Word of the month: havegooday
While gathering information for the revision of the AND, one of the sources available to the editorial team is the collection of ‘gleanings’ previously made by contributors. Certain texts were read completely and any number of noteworthy words, phrases or citations were set aside – in earlier days handwritten on slips or on typed lists, but more recently copied in digital files – for later consideration. Sometime in the late 1990s Dr. Lisa Jefferson contributed in such a way, and gathered material from (among other sources) the manuscripts of the Merchant Taylor accounts – which otherwise would not have been available to the AND. Her ‘gleanings’ for ‘H’ from these documents belonging the London guild of tailors included the following intriguing phrase:
‘Item pur .vij. havegooddays, un pur le stretdore, pris .iiij. d. et pur l’autres .vj. d. – xij d.’
It is a single entry in a list of payments made during the second year of the reign of Henry VI (1423).
Two seemingly English words appear in this otherwise Anglo-Norman sentence: havegooddays and stretdore. The AND’s editorial policy on matters like this has been that when a given context is Anglo-Norman, isolated English, Latin, Greek, Hebrew (etc.) words should be considered either as loan-words or, at the least, as comprehensible to the Anglo-Norman reader/listener. Either way, ‘foreign’ or ‘mixed language’ words such as these are normally included in the dictionary (obviously, with a relevant language tag indicating the language from which they are borrowed). Consequently, both havegoodday and stretdore will get their own AND entries, just like previously bacgavel, clapholt or debet.

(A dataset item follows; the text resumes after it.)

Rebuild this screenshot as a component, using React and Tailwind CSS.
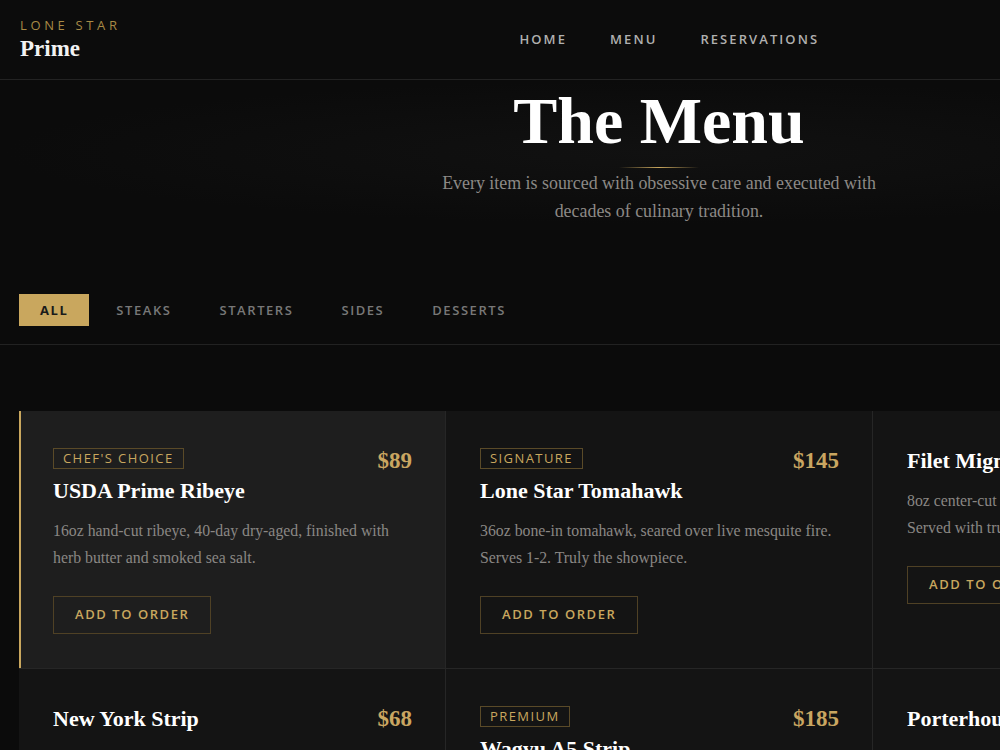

To what is this entry referring? The note is a financial record for the purchase of seven havegooddays, with one for the stretdore being more expensive (4 d.) than the other six (1 d. apiece). Stretdore can be found in the Middle English Dictionary (sub strete n.2) as ‘the door of a house leading to the street’, but what is the meaning of havegoodday? Lisa Jefferson attached a puzzled note to her gleanings: ‘I fear one of those wooden plaque things, bearing words and which are affixed to a certain door’. Did the Worshipful Company of Merchant Taylors in London see the need to greet the visitors to their Hall with no less than seven such signs? Or was this a rather twentieth-century-like attempt to boost the morale of their members on a daily basis?
The solution, as is often the case, can be found in the OED. The Oxford English Dictionary has an entry for havegooday – an obsolete word with only one attestation – which is defined as ‘a kind of door-latch’. In addition, it links to another entry, haggaday which is accounted for as a contracted form of ha’ good day. In nineteenth-century dictionaries and glossaries (cited in the OED) ‘haggaday’ is defined as ‘a kind of wooden latch for a door’ (J.O. Halliwell, A Dictionary of Archaic and Provincial Words), and described as ‘frequently put upon a cottage door, on the inside, without anything projecting outwards by which it may be lifted. A little slit is made in the door, and the latch can only be raised by inserting therein a nail or slip of metal’ (E. Peacock A Glossary of Words Used in the Wapentakes of Manley and Corringham).
The word hagodai (with its variant have-godai) is also found in the MED, and appears from the middle of the fourteenth century onwards. It is, however, defined somewhat differently as ‘A ring forming the handle for raising the latch on a door’. The word seems to have been fairly common, albeit with quite some variation in its spelling: the earliest attestated form in the MED is hagonday (1353).
Returning to Anglo-Norman, also this syncopated form can be found, i.e. in a second attestation culled by Lisa Jefferson from the Merchant Taylors’ accounts, this time of the year before:
‘Item pur hokis, hengis, ceres, cliefs, boltis, staplis et lattchis, hagedaies et tout manere irenware .iiij. s. .ij. d.’
The word is unattested in Continental French or in Medieval Latin. However, these two ‘new’ citations document the existence of havegoodday in Anglo-Norman, and a new entry has been created, which will become live with the next phase of updates (i.e. when the recently finished N- entries are published online). As a preview, here is a screenshot of the editorial version of the new article:
The question remains how a greeting like ‘have a good day’ could have lent its name to (part of) a door-latch. It is the etymology proposed by the OED (not updated since 1898) and the MED, but ultimately remains unexplained. Is it a metonymical link, with the words usual said to someone before closing a door after him/her being applied to the instrument that locks this particular door? Or, similarly, does the safety of the latch guarantee a ‘good day’ to the owner of the house? The fact that the earliest attestation hagonday has an extra ‘n’ raises the possibility that this word may have had an entirely different origin, and that the more recognisable variant, have a good day, may have been the outcome of a folk-etymology, already in use in the Middle Ages. Is hagedaie a more original form than havegoodday? So far we have not been able to find any other etymology for the word – could it be a place-name, another language, a person?